Some judges say their independence is threatened by the Republican-led legislature.

Still, the COJ has a long history of dismissing complaints. In 2009, Tennessee Watchdog reported that of the 2,997 complaints lodged against judges from 1999 to 2009, less than 1 percent triggered disciplinary action.

It remains to be seen what state lawmakers will do with the COJ, or whether they will take up questions about their own ethics panel.

Campaign cash

Also unclear: What role corporate money will play in Tennessee politics.

When Gov. Bill Haslam signed a bill on June 1, 2011 removing the ban on corporations making political contributions, the Volunteer State became one of just a few states allowing direct corporate contributions to candidates. Corporations are limited to donating $10,700 per election to candidates for statewide office and to those running for state senate seats. Corporations are limited to donating $7,100 per election to candidates running for local office or for the state house of representatives. Primary elections, general elections, runoff elections and special elections are each considered separate elections.

Bob Tuke, a Nashville lawyer and former chair of the Tennessee Democratic Party, said the law allows big donors to remain anonymous. He says the money will come out of the general coffers of a corporation, but the public will not know who is behind it.

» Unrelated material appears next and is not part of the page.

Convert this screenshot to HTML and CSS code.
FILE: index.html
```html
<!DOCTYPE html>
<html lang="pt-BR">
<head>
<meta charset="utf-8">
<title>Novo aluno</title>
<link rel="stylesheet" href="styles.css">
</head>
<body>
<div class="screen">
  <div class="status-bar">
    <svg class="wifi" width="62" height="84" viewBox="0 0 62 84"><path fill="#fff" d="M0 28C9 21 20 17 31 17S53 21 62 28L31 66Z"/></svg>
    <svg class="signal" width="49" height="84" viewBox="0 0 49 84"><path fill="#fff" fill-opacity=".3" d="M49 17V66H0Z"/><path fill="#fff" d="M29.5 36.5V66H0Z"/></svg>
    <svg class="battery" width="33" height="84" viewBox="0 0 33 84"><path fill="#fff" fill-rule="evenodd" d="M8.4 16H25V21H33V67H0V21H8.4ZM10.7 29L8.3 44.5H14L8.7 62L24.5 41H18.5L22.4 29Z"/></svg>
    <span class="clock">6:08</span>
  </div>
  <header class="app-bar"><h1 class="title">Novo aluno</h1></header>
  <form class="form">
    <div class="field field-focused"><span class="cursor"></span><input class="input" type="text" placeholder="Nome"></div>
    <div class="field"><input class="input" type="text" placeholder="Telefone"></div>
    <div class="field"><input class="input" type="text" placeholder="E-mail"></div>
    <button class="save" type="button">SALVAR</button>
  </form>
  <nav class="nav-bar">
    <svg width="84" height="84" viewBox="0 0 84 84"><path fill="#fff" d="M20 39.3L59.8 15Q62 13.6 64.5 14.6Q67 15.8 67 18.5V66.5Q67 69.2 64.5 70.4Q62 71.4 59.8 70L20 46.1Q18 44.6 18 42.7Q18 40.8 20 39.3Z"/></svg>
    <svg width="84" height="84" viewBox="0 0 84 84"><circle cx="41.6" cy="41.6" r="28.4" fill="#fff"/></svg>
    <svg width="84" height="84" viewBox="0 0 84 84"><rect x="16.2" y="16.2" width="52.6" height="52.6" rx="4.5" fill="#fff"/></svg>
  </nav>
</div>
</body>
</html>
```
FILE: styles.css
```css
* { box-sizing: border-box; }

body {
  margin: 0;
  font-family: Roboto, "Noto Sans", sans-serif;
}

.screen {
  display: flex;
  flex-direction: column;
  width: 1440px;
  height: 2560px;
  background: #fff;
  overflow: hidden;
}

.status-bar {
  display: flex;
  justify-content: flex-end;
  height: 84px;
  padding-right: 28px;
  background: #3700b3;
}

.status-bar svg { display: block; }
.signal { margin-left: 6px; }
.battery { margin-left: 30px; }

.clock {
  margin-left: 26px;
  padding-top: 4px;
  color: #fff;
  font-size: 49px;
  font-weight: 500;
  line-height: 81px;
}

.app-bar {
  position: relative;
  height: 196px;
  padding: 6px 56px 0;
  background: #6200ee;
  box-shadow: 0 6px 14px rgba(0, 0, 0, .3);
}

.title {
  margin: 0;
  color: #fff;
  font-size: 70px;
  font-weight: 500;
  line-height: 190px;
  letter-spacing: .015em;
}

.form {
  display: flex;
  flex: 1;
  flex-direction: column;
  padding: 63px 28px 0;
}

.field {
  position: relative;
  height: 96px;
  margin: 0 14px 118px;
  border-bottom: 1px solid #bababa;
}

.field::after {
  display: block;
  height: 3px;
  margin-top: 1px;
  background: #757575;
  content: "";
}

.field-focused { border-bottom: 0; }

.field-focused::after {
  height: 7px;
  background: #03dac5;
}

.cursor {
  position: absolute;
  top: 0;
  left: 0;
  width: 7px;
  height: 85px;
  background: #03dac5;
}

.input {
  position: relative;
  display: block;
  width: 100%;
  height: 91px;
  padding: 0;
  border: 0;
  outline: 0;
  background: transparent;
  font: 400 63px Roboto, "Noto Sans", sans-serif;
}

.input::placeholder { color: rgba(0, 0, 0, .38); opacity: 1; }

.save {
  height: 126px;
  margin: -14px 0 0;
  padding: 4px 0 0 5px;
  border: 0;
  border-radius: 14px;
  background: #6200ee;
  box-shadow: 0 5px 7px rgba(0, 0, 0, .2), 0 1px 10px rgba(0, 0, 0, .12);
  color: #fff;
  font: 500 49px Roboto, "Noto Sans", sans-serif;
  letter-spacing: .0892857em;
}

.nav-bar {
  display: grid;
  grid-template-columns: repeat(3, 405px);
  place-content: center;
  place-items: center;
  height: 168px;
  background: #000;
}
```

On other fronts, Tennessee has a mixed record. The state ranked 40th in the openness of its redistricting process. Last year lawmakers posted information online so the public could participate in the process and invited public comment, hailing the steps as open government. Yet the actual redrawing of maps was conducted in secret.

The State Integrity Investigation also gave lawmakers low scores for meeting secretly to discuss the budget.

Tennessee government did score well on other gauges of transparency:

And, a 2008 law says government officials must respond in writing within seven business days of public information requests – and created an Open Records Counsel to help citizens obtain information from sometimes reluctant agencies.